Privacy is a much bigger deal each and every year, and with the rise of privacy awareness the average consumer is much more likely to own the most basic of privacy-protecting office products – a shredder.

By the same token, we’re also much more likely than previous generations to be concerned about recycling.

And these two things – believe it or not – come into conflict with each other every time we shred a document. To understand why, you need to know a little bit about how paper is made.

When paper is being manufactured, long strands of wood pulp are turned into sheets of paper. The strands of wood pulp are effectively arranged in various directions, which gives the paper strength. It’s the same difference between having a ball of yarn and having a knitted sweater – the yarn is the same, but the arrangement in the sweater turns it into a useful piece of clothing.

Now the paper is cut to size. Some of those strands get cut, and you have a nice piece of copier paper. Then that piece of paper gets printed, mailed, and ends up in your hands.

When you recycle it, there are multiple possibilities.

If your paper hasn’t been recycled too many times, it has lots of good wood fiber strands left – so it can be mushed up and turned into new paper. This is obviously the preferable option. Trees may be a renewable resource, but their supply isn’t infinite. Recycling is always good.

If your paper has been recycled a bunch of times, those fibers have gotten progressively shorter as they’re rearranged and cut repeatedly. This means that they eventually won’t be recyclable anymore, and the paper – while still biodegradeable and compostable – will no longer be usable to make paper.

Now you’re thinking, “that’s all fine and good – but how does shredding enter the picture?”

The short answer is that shredding – especially modern cross-cut and diamond shredding – turns your paper into fibers that are too short to be usable for making new paper.

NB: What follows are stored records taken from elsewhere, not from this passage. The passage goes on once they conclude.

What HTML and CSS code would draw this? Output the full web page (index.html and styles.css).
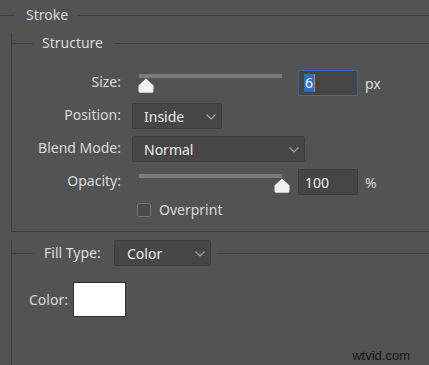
FILE: index.html
```html
<!DOCTYPE html>
<html>
<head>
<meta charset="utf-8">
<link rel="stylesheet" href="styles.css">
</head>
<body>
<div class="panel">
  <div class="legend stroke-head">
    <span class="rule rule-lead-stroke"></span>
    <span class="legend-text">Stroke</span>
    <span class="rule rule-fill"></span>
  </div>

  <div class="section structure">
    <div class="legend structure-head">
      <span class="rule rule-lead"></span>
      <span class="legend-text">Structure</span>
      <span class="rule rule-fill"></span>
    </div>

    <div class="rows">
      <div class="label">Size:</div>
      <div class="control">
        <div class="slider slider-size">
          <div class="track"></div>
          <svg class="thumb" style="margin-left:-1px" width="16" height="15" viewBox="0 0 16 15"><path d="M8 0.5 L15.5 7.5 V13 Q15.5 14.8 13.7 14.8 H2.3 Q0.5 14.8 0.5 13 V7.5 Z" fill="#f2f2f2"/></svg>
        </div>
        <div class="num num-active"><span class="sel">6</span><span class="caret"></span></div>
        <div class="unit">px</div>
      </div>

      <div class="label">Position:</div>
      <div class="control">
        <div class="select select-position"><span>Inside</span><svg class="chev" width="10" height="6" viewBox="0 0 10 6"><polyline points="0.5,0.5 5,5 9.5,0.5" fill="none" stroke="#a8a8a8" stroke-width="1.1"/></svg></div>
      </div>

      <div class="label">Blend Mode:</div>
      <div class="control">
        <div class="select select-blend"><span>Normal</span><svg class="chev" width="10" height="6" viewBox="0 0 10 6"><polyline points="0.5,0.5 5,5 9.5,0.5" fill="none" stroke="#a8a8a8" stroke-width="1.1"/></svg></div>
      </div>

      <div class="label">Opacity:</div>
      <div class="control">
        <div class="slider slider-opacity">
          <div class="track"></div>
          <svg class="thumb" style="margin-left:135px" width="16" height="15" viewBox="0 0 16 15"><path d="M8 0.5 L15.5 7.5 V13 Q15.5 14.8 13.7 14.8 H2.3 Q0.5 14.8 0.5 13 V7.5 Z" fill="#f2f2f2"/></svg>
        </div>
        <div class="num"><span>100</span></div>
        <div class="unit">%</div>
      </div>

      <div class="label"></div>
      <div class="control check-row">
        <span class="checkbox"></span>
        <span class="check-text">Overprint</span>
      </div>
    </div>
  </div>

  <div class="section fill">
    <div class="legend fill-head">
      <span class="rule rule-lead"></span>
      <span class="legend-text fill-label">Fill Type:</span>
      <div class="select select-fill"><span>Color</span><svg class="chev" width="10" height="6" viewBox="0 0 10 6"><polyline points="0.5,0.5 5,5 9.5,0.5" fill="none" stroke="#a8a8a8" stroke-width="1.1"/></svg></div>
      <span class="rule rule-fill rule-after"></span>
    </div>
    <div class="color-row">
      <span class="color-label">Color:</span>
      <span class="swatch"></span>
    </div>
  </div>

  <div class="watermark">wtvid.com</div>
</div>
</body>
</html>
```

FILE: styles.css
```css
* { box-sizing: border-box; }

html, body {
  margin: 0;
  padding: 0;
  background: #535353;
  height: 100%;
  overflow: hidden;
}

body {
  font-family: "Noto Sans", "Open Sans", sans-serif;
  font-size: 14px;
  color: #dadada;
}

.panel {
  position: relative;
  height: 365px;
  padding-top: 5px;
}

.legend {
  display: flex;
  align-items: center;
  height: 20px;
}

.rule {
  display: block;
  flex-shrink: 0;
  height: 1px;
  background: #3e3e3e;
}

.rule-lead-stroke { width: 15px; margin-right: 11px; }
.rule-lead { width: 21px; margin-right: 9px; }
.rule-fill { flex: 1 1 auto; }

.stroke-head .legend-text { margin-right: 10px; }
.structure-head .legend-text { margin-right: 12px; }

.legend-text {
  flex-shrink: 0;
  line-height: 20px;
  white-space: nowrap;
}

.section {
  margin-left: 11px;
  border-left: 1px solid #3e3e3e;
}

.structure {
  margin-top: 18px;
  border-bottom: 1px solid #3e3e3e;
  padding-bottom: 13px;
}

.structure-head { margin-top: -10px; }

.rows {
  margin-top: 17px;
  display: grid;
  grid-template-columns: 109px 1fr;
  grid-template-rows: 26px 26px 26px 26px 16px;
  column-gap: 11px;
  row-gap: 7px;
}

.label {
  text-align: right;
  line-height: 24px;
  white-space: nowrap;
}

.control {
  display: flex;
  align-items: center;
}

.slider {
  display: flex;
  flex-direction: column;
  align-self: stretch;
  margin-left: 7px;
  width: 143px;
}

.slider-size { padding-top: 4px; }
.slider-opacity { padding-top: 5px; }

.track {
  height: 4px;
  background: #7b7b7b;
}

.thumb { display: block; }

.num {
  margin-left: 16px;
  width: 60px;
  height: 26px;
  background: #454545;
  border: 1px solid #3c3c3c;
  display: flex;
  align-items: center;
  padding-left: 6px;
  color: #ececec;
}

.num-active {
  border-color: #3d6aa6;
}

.sel {
  background: #2f6cc2;
  color: #ffffff;
  line-height: 18px;
  padding: 0 1px;
  margin-left: -1px;
}

.caret {
  display: block;
  width: 1px;
  height: 18px;
  background: #c7874e;
}

.unit {
  margin-left: 7px;
}

.select {
  height: 26px;
  background: #464646;
  border: 1px solid #3d3d3d;
  border-radius: 2px;
  display: flex;
  align-items: center;
  justify-content: space-between;
  padding: 0 5px 0 11px;
  color: #ececec;
}

.chev { display: block; margin-top: 1px; }

.select-position { width: 90px; }
.select-blend { width: 173px; }

.check-row { padding-left: 5px; }

.checkbox {
  display: block;
  width: 14px;
  height: 14px;
  border: 1px solid #737373;
  border-radius: 2px;
  background: #4a4a4a;
}

.check-text {
  margin-left: 8px;
  line-height: 16px;
}

.fill {
  margin-top: 21px;
  height: 130px;
}

.fill-head {
  height: 26px;
  margin-top: -13px;
}

.fill-label { margin-left: 2px; margin-right: 0; width: 70px; }

.select-fill { width: 97px; padding-left: 12px; flex-shrink: 0; }

.rule-after { margin-left: 6px; }

.color-row {
  display: flex;
  align-items: center;
  margin-top: 16px;
  padding-left: 17px;
}

.color-label { margin-right: 5px; }

.swatch {
  display: block;
  width: 53px;
  height: 35px;
  background: #ffffff;
  border: 1px solid #2e2e2e;
}

.watermark {
  position: absolute;
  right: 19px;
  bottom: 2px;
  font-family: "Liberation Sans", Arial, sans-serif;
  font-size: 13px;
  color: #141414;
}
```
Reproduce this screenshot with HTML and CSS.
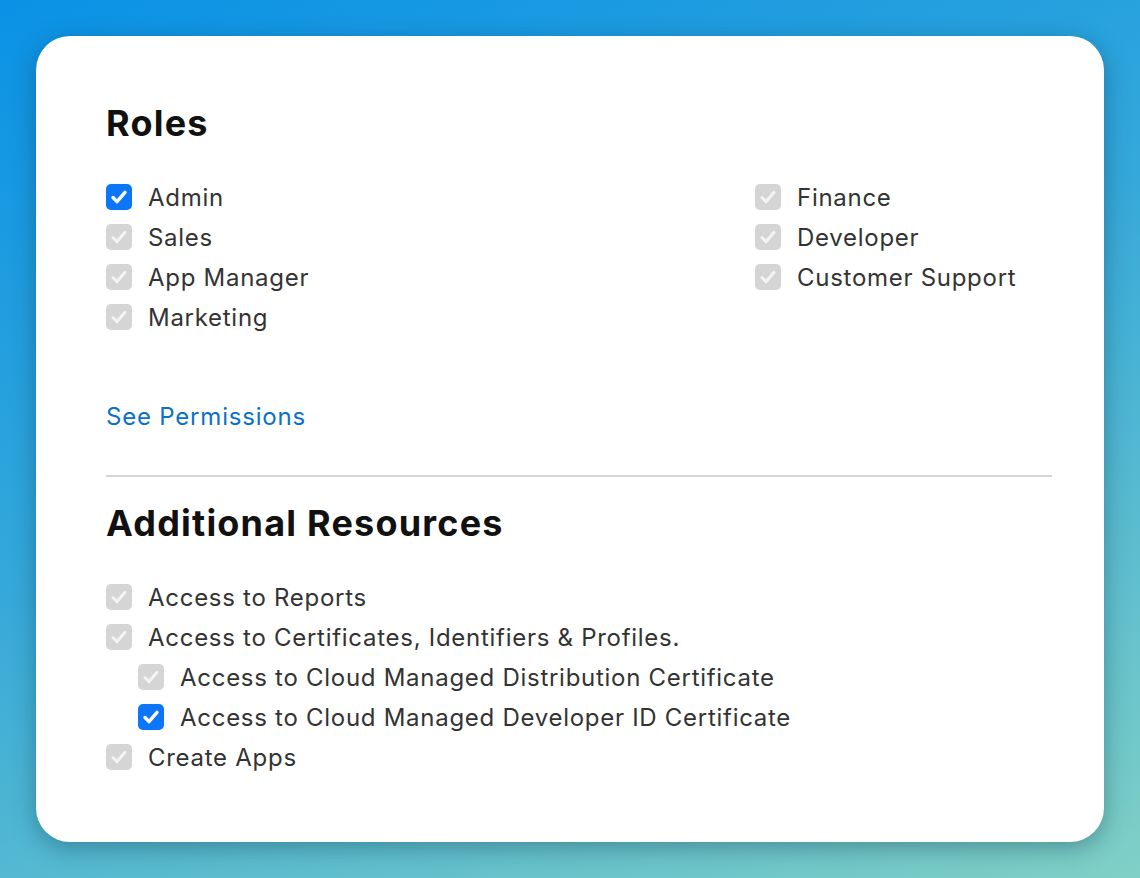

Put a little more simply, if you shred it, it can’t be recycled. And much of shredded paper that’s picked up for single-stream recycling winds up in the landfill.

If you’re interested in protecting the environment, this means a couple of things.

First, consider whether a given item needs to be shredded. The Pick ‘N Save ad doesn’t need to be shredded. That credit card offer probably should be – at least the part with your identifying information on it. The less you shred, the more your paper will be recyclable.

Second, consider whether or not you even need a paper copy of everything. Credit card companies, banks, and utility companies are offering online statements and PDF downloads that have all the info your paper copies do – and you probably already have a computer with more than enough space to store decades of those documents.

Third, consider whether there are any other uses for shredded paper you generate. If you’re a gardener – or you have friends that are – shredded paper is good for composting. Or if you have friends with small animals, they may be able to use shredded paper for bedding. There are a number of uses for it – get creative!

Like it or not, paper is still a part of all of our lives. But once we have a better understanding, it becomes easier to decisions that minimize its ecological impact. Our company’s commitment to recycling everything we possibly can is one of the many factors that drives us to educate people. We’ve got one planet to pass on to the next generation – let’s make it a good one!